Good vibes don’t replace clear terms. Even great partners can face hard decisions. Contracts are how you protect both sides when the pressure is on (especially when the human players in the relationship can change). And for founders, anytime you’re raising capital, allocating ownership, or promising returns, it’s critical to do more than just document it, you need to get it right under the law. Following the applicable statutes and common law precedent isn’t just about compliance; it’s about protecting your investment. Risk is inevitable in business, and equity disputes, whether with counterparties, investors, co-founders, or employees, often arise when expectations aren’t aligned or enforceable.
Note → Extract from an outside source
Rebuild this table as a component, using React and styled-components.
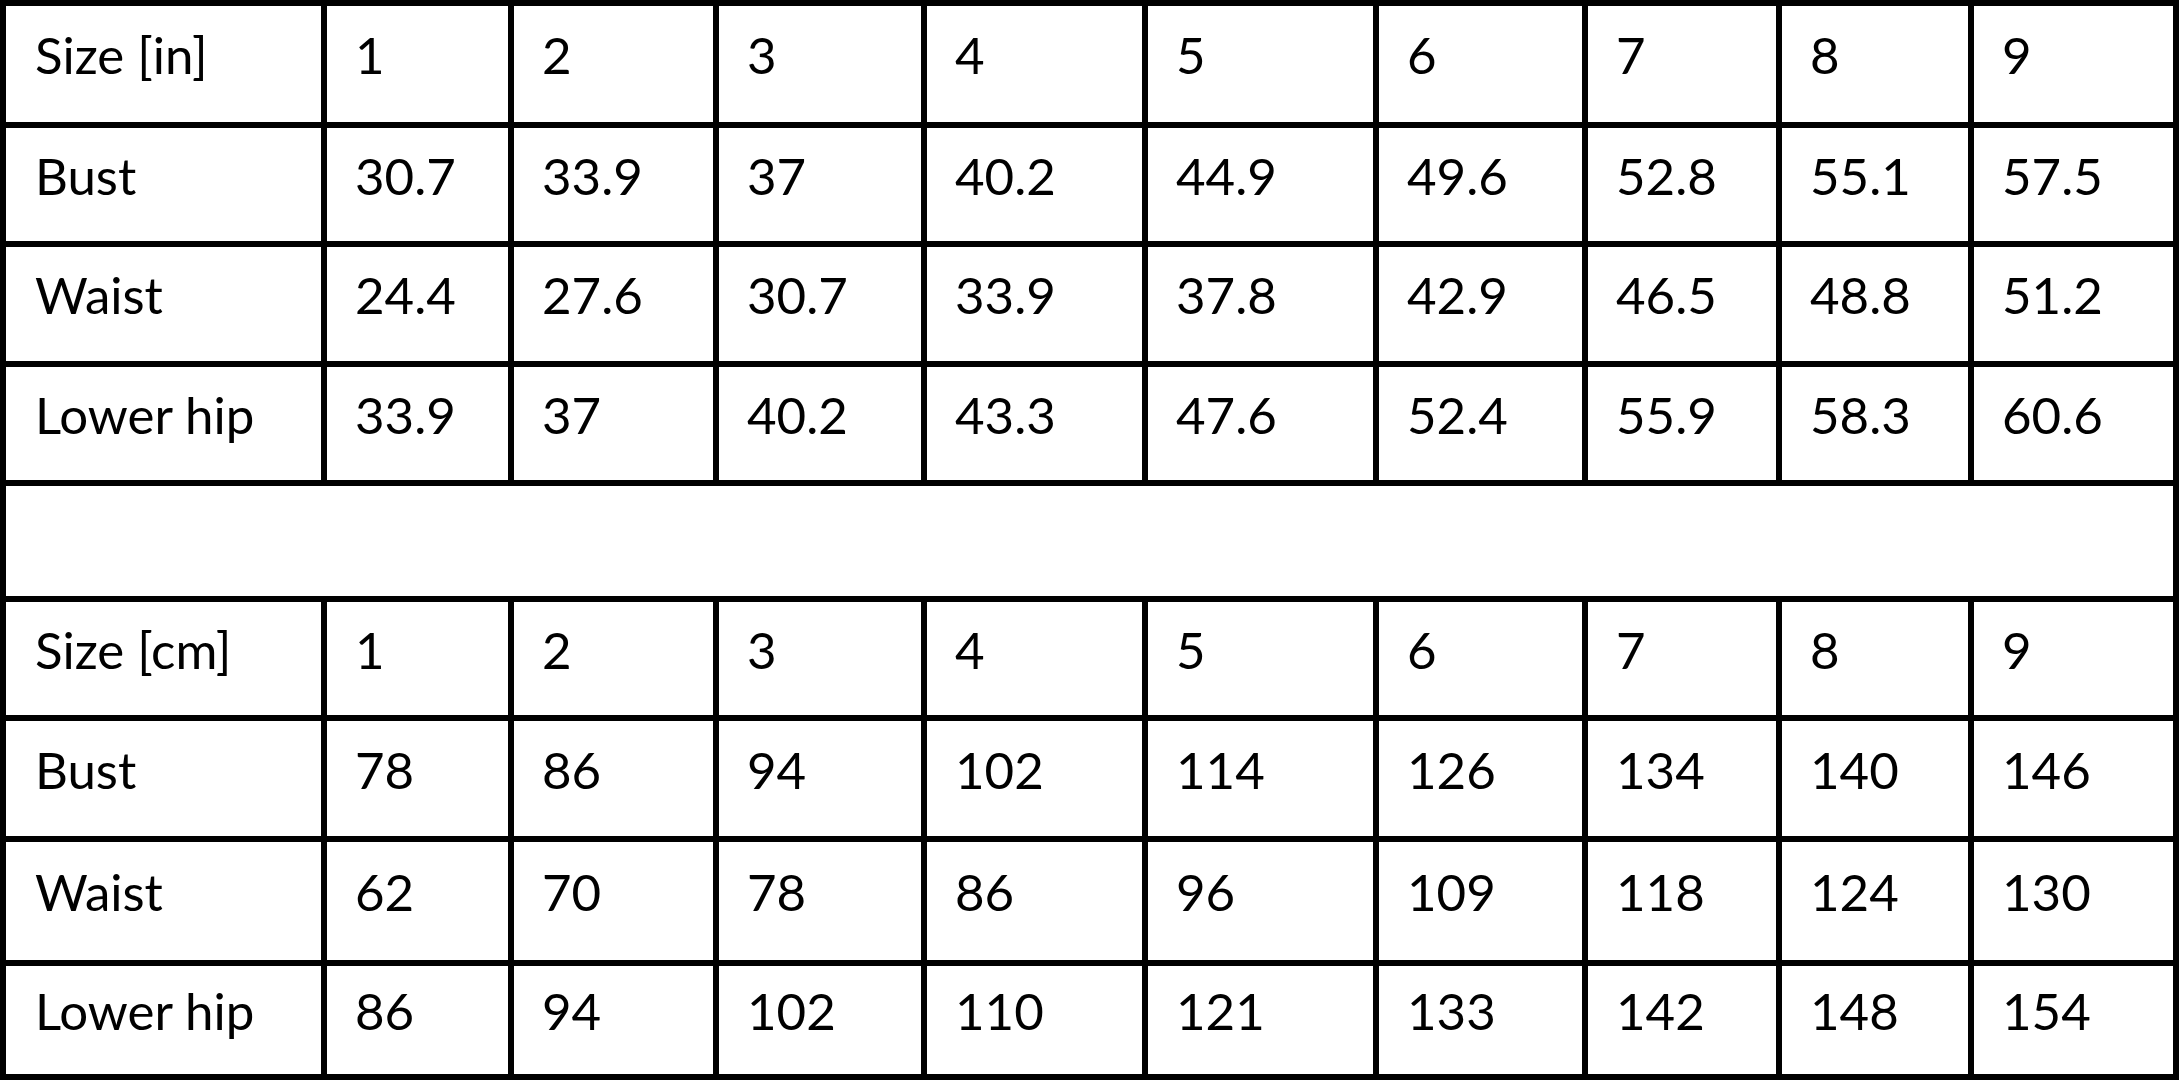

Clear, legally sound structuring from the outset is the most effective way to avoid litigation, promote transparency, and reduce the chances of internal or external conflict before it begins.

2. Know your industry’s governing rules and “culture.”

In grain, we had NGFA rules. In tech, it might be open-source licensing or SaaS subscription frameworks. Every industry has a “code” and if you’re not fluent in it, you’re exposed. Knowing this sort of “third” law helps build relationships within the business community you’re involved in—and helps you to avoid any disputes that might come from a bad interpretation of the “culture.”

3. Winning isn’t always the same as being right.

Litigation and arbitration take time and money. Sometimes the best legal decision is the one that preserves future opportunity, not just maximum extraction today.

In the end, the difference between success and failure can sometimes be the ability to manage uncertainty with clarity and humility. Just like in trading, you won’t always control the market, but you can control how you prepare for volatility and strategize to wade your way through risk.

And if you’re ever in a position where you’re technically right but strategically stuck, remember: broke counterparties can’t pay, and enemies don’t become customers.